Nuovamente in primo piano l’iter della normativa europea sulla brevettabilità del software. Approvata rapidamente lo scorso anno dal Consiglio Europeo dei Ministri sulle Competitività, tale normativa prevede un’ampia area di brevettabilità ricalcando sostanzialmente la legislazione statunitense. Ciò nonostante l’estesa mobilitazione di aziende, programmatori e utenti di un po’ tutti i paesi europei, e nonostante il precedente voto collegiale dell’Europarlamento opposto ad un simile “brevettabilità all’americana.” Da allora si erano moltiplicate le iniziative di revisione, e le speranze di un concreto ripensamento formale, colpite pero nei giorni scorsi dall’ennesima doccia fredda.
Come riassume un comunicato diffuso da Copydown: “La Direzione generale del Mercato interno, struttura della Commissione responsabile per la Direttiva sui brevetti software, non ha accolto la richiesta formulata all’unanimità dal Parlamento Europeo. Di conseguenza la discussione non ripartirà da zero, come viene richiesto a livello nazionale ed europeo da vari partiti, associazioni, attivisti, operatori del settore. Ad essere portata avanti dal Consiglio dei Ministri sarà quindi la versione approvata nel maggio 2004, che raccoglie solo una piccola parte degli emendamenti avanzati dal Parlamento, e che lascia ampio margine alla brevettabilità dei programmi e delle descrizioni di strutture di dati e processi. Questa versione della Direttiva potrà essere adottata senza ulteriori dibattimenti”.
Un quadro che non fa che aumentare i rischi legati allo sviluppo del software in generale, non solo di quello libero e open source. Come ribadito anche di recente in questo spazio, è infatti evidente il tentativo di amplificare a dismisura le potenzialità di infrazioni alla proprietà intellettuale nel suo complesso scenario che giova ben poco all’innovazione tecnologica e alla libera circolazione delle idee. E come vanno sostenendo da tempo fonti diverse, dati alla mano, in assenza i brevetti sul software l’Europa potrebbe mantenere bassi i costi, stimolare l’innovazione, migliorare la sicurezza e creare posti di lavoro. Mentre parecchi esperti insistono sulle ampie ricadute negative che possono far seguito a questo stato di rischio e confusione legale che si è venuto a creare.
L’ennesima conferma stavolta arriva da Jeremy Mark Malcolm, avvocato specializzato in information technology e internet, uno dei relatori all’imminente Linux conference in quel di Canberra, Australia.

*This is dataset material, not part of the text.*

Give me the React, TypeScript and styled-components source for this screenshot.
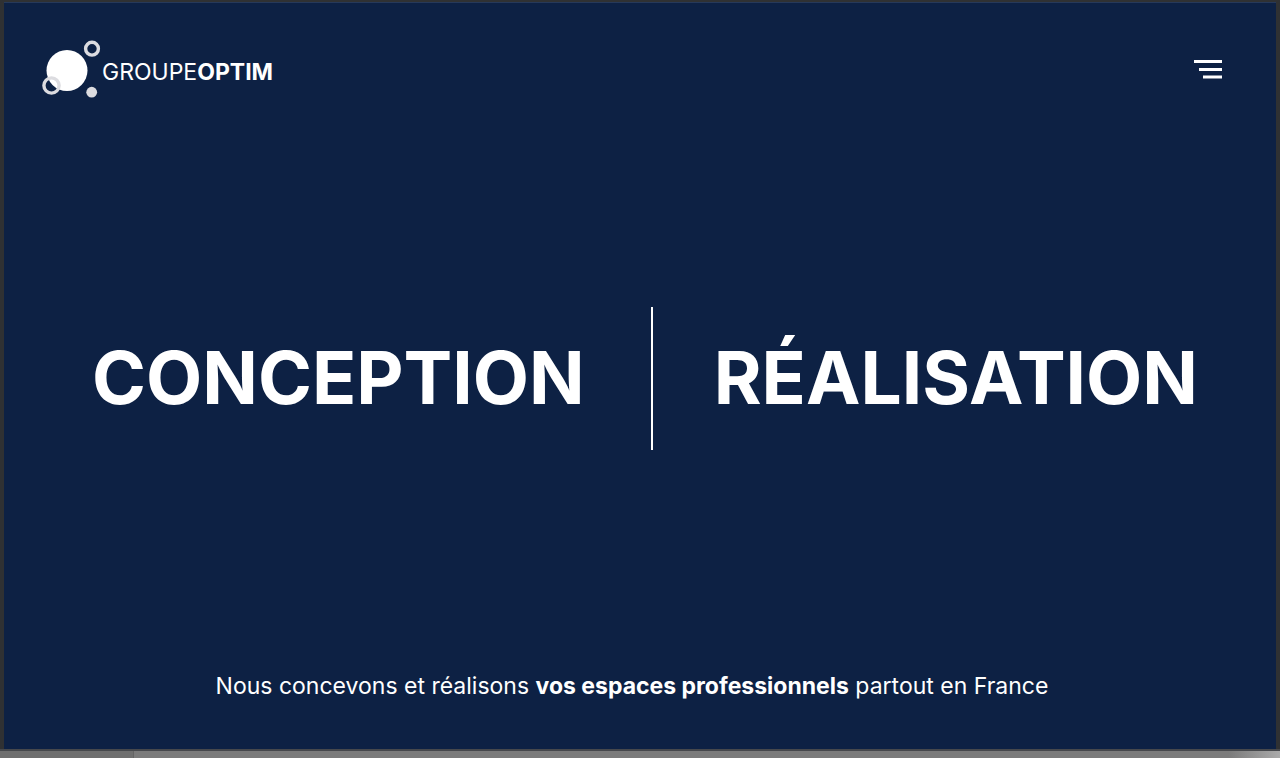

Il quale prevede senza mezzi termini che la minaccia di cause legali dovute a violazioni sui brevetti (presunte o reali fa poca differenza) finirà per danneggiare seriamente sviluppo e diffusione di Linux in Europa. Ciò qualora la Computer Implemented Inventions Directive, nella denominazione ufficiale, venga definitivamente approvata nell’attuale stesura.
“È plausibile ritenere che alcuni sviluppatori open source in Europa si fermeranno sotto la minaccia di essere querelati per violazioni di brevetti”, spiega Malcolm. Aggiungendo come forse il fatto cruciale sia arrivare quanto prima a una chiarificazione generale. “Quel che più conta è avere delle certezze, in un senso o nell’altro. Sapere se i brevetti software siano consentiti oppure no. Questa situazione è andata avanti e indietro fin dal 2002 e in qualche modo deve essere sistemata”. Una confusione che risulta assai dannosa anche per aziende e soggetti coinvolte nei primi casi di dispute giudiziarie.
In un articolo correlato che fa il punto sulla complicata situazione, ZDNet UK insiste comunque sulla “democrazia negata” dalla nuova decisione della Commissione Europea. Il cui portavoce ha tenuto a precisare che, pur rifiutandosi di riscrivere o riesaminare la normativa come suggerito dal Parlamento, la “Commissione rimane pronta a rivedere tutti gli aspetti della direttiva” che dovessero essere modificati in aula. Dichiarazione che ovviamente non riceve accoglienza positiva da parte dei molti oppositori, tra cui Florian Mueller, animatore di NoSoftwarePatents, il quale afferma: “Ora ci rivolgiamo al Consiglio Europeo perché dimostri un’attitudine più democratica e riapra i negoziati sulla propria Posizione Comune”. Va infatti ricordato che nel penultimo atto del tortuoso processo in atto, il Comitato per gli affari legali aveva esplicitamente richiesto che la direttiva venisse riscritta da zero, richiesta successivamente ratificata dai membri del parlamento stesso.